In a brief phone conversation International Business Times had with Denby, he defended his review. “Film is a sensuous form. You want to talk politics, I want to talk art. I didn’t call Cheryl Strayed ‘fat.’ But she’s physically quite different in the shoulders than Reese. Criticism lives through particularity. This piece went through my editor, who is a feminist, and fact checkers. No one had a problem with it."

But was Denby really the best person to review a film that helps to break ground for women in Hollywood by featuring a story written by a woman, optioned by its female star?
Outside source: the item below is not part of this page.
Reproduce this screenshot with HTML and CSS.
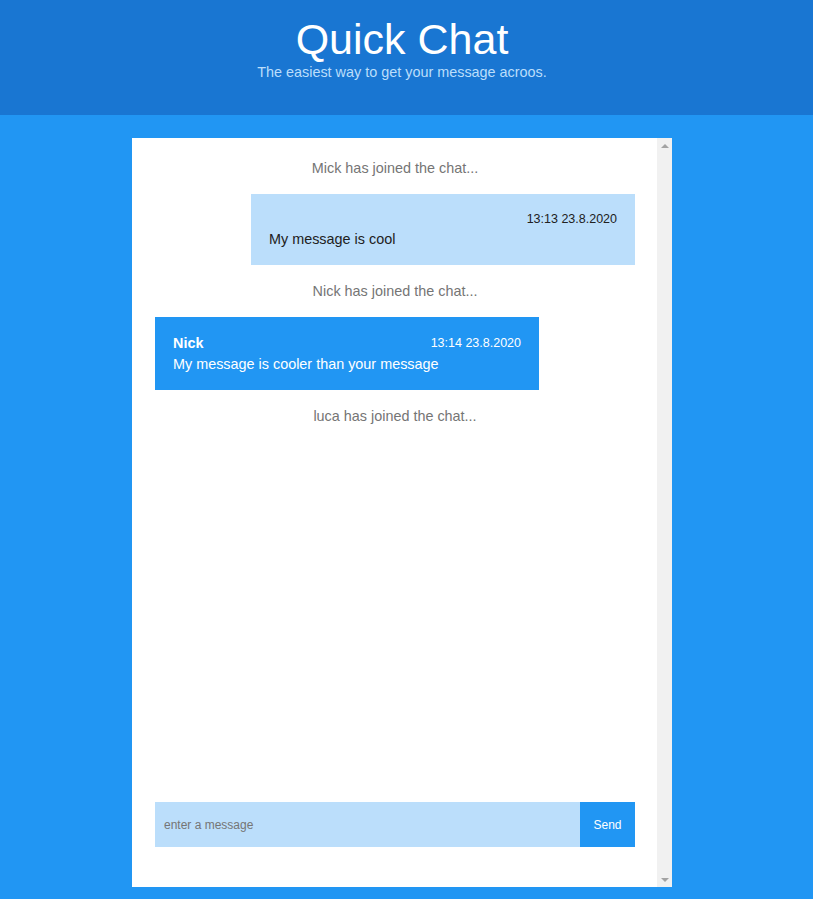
FILE: index.html
```html
<!DOCTYPE html>
<html lang="en">
<head>
<meta charset="utf-8">
<title>Quick Chat</title>
<link rel="stylesheet" href="styles.css">
</head>
<body>
<header class="header">
  <h1 class="title">Quick Chat</h1>
  <p class="subtitle">The easiest way to get your message acroos.</p>
</header>
<main class="main">
  <section class="chat">
    <div class="chat-body">
      <div class="messages">
        <p class="system">Mick has joined the chat...</p>
        <div class="bubble bubble-own">
          <div class="bubble-head"><span class="time">13:13 23.8.2020</span></div>
          <p class="bubble-text">My message is cool</p>
        </div>
        <p class="system">Nick has joined the chat...</p>
        <div class="bubble bubble-other">
          <div class="bubble-head"><span class="author">Nick</span><span class="time">13:14 23.8.2020</span></div>
          <p class="bubble-text">My message is cooler than your message</p>
        </div>
        <p class="system">luca has joined the chat...</p>
      </div>
      <form class="composer">
        <input class="composer-input" type="text" placeholder="enter a message">
        <button class="composer-send" type="button">Send</button>
      </form>
    </div>
    <div class="scrollbar" aria-hidden="true">
      <span class="arrow arrow-up"></span>
      <span class="arrow arrow-down"></span>
    </div>
  </section>
</main>
</body>
</html>
```
FILE: styles.css
```css
* { box-sizing: border-box; }
html, body { margin: 0; padding: 0; }
body {
  background: #2196f3;
  font-family: "Liberation Sans", Arial, sans-serif;
  height: 899px;
  overflow: hidden;
}
.header {
  background: #1976d2;
  height: 115px;
  text-align: center;
  padding: 14px 9px 0 0;
}
.title {
  margin: 0;
  font-size: 43px;
  font-weight: normal;
  line-height: 50px;
  color: #ffffff;
}
.subtitle {
  margin: 0;
  font-size: 14.4px;
  line-height: 16px;
  color: #bbdefb;
}
.main {
  display: flex;
  justify-content: center;
  padding: 23px 9px 0 0;
}
.chat {
  width: 540px;
  height: 749px;
  background: #ffffff;
  display: flex;
}
.chat-body {
  flex: 1;
  display: flex;
  flex-direction: column;
  padding: 4px 22px 40px 23px;
}
.scrollbar {
  width: 15px;
  background: #f1f1f1;
  display: flex;
  flex-direction: column;
  justify-content: space-between;
  align-items: center;
  padding: 6px 0 5px;
}
.arrow {
  width: 0;
  height: 0;
  border-left: 4px solid transparent;
  border-right: 4px solid transparent;
}
.arrow-up { border-bottom: 4px solid #a3a3a3; }
.arrow-down { border-top: 4px solid #a3a3a3; }
.messages {
  flex: 1;
  display: flex;
  flex-direction: column;
}
.system {
  margin: 0;
  padding: 17px 0;
  text-align: center;
  font-size: 14.4px;
  line-height: 18px;
  color: #757575;
}
.bubble {
  width: 80%;
  padding: 17px 18px;
}
.bubble-own {
  align-self: flex-end;
  background: #bbdefb;
  color: #212121;
}
.bubble-other {
  align-self: flex-start;
  background: #2196f3;
  color: #ffffff;
}
.bubble-head {
  display: flex;
  justify-content: space-between;
  align-items: center;
}
.bubble-own .bubble-head {
  justify-content: flex-end;
  height: 16px;
}
.bubble-other .bubble-head { height: 18px; }
.author {
  font-weight: bold;
  font-size: 14.4px;
  line-height: 18px;
}
.time {
  font-size: 12.5px;
  line-height: 16px;
}
.bubble-text {
  margin: 3px 0 0;
  font-size: 14.4px;
  line-height: 18px;
}
.composer {
  display: flex;
  height: 45px;
  margin: 0;
}
.composer-input {
  flex: 1;
  border: none;
  outline: none;
  background: #bbdefb;
  padding: 0 9px;
  font-family: "Liberation Sans", Arial, sans-serif;
  font-size: 12px;
  color: #333;
}
.composer-input::placeholder { color: #757575; }
.composer-send {
  width: 55px;
  border: none;
  background: #2196f3;
  color: #ffffff;
  font-family: "Liberation Sans", Arial, sans-serif;
  font-size: 12px;
  padding: 0;
}
```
He has been accused of sexism for his salacious focus on female characters' bodies in his reviews. In a 2006 article in Indiewire called "Is Film Criticism Sexist?" Anthony Kaufman lays out out the various ways Denby pervily focuses on women's looks in his reviews:

"Why is it important to David Denby, for instance, that Jennifer Aniston is 'looking great naked from the rear' (The Break-Up) or to point out that 'the stunning Rebecca Romijn, as Mystique, in body-fitting blue scales [is] the most openly erotic image in recent mainstream cinema' (X-Men: The Last Stand), or that actress Kelly Reilly engages each man she meets onscreen with her face, her body, her breathing' and 'has a way of lowering her eyes in shame which grabs at your heart' (Russian Dolls)."

Why, indeed.

Reese Witherspoon signed on to "Wild" because she loved the book and because she was frustrated with the lack of women's stories in Hollywood. She decided to option both "Gone Girl" and "Wild," two books written by women, after a meeting with Hollywood execs in 2012, reports Variety. “I think it was literally one studio that had a project for a female lead over 30,” she said. “And I thought to myself, ‘I’ve got to get busy.’  ”

Denby's review does a disservice to the film, and underscores the need for more female movie critics -- and fewer sexist male critics.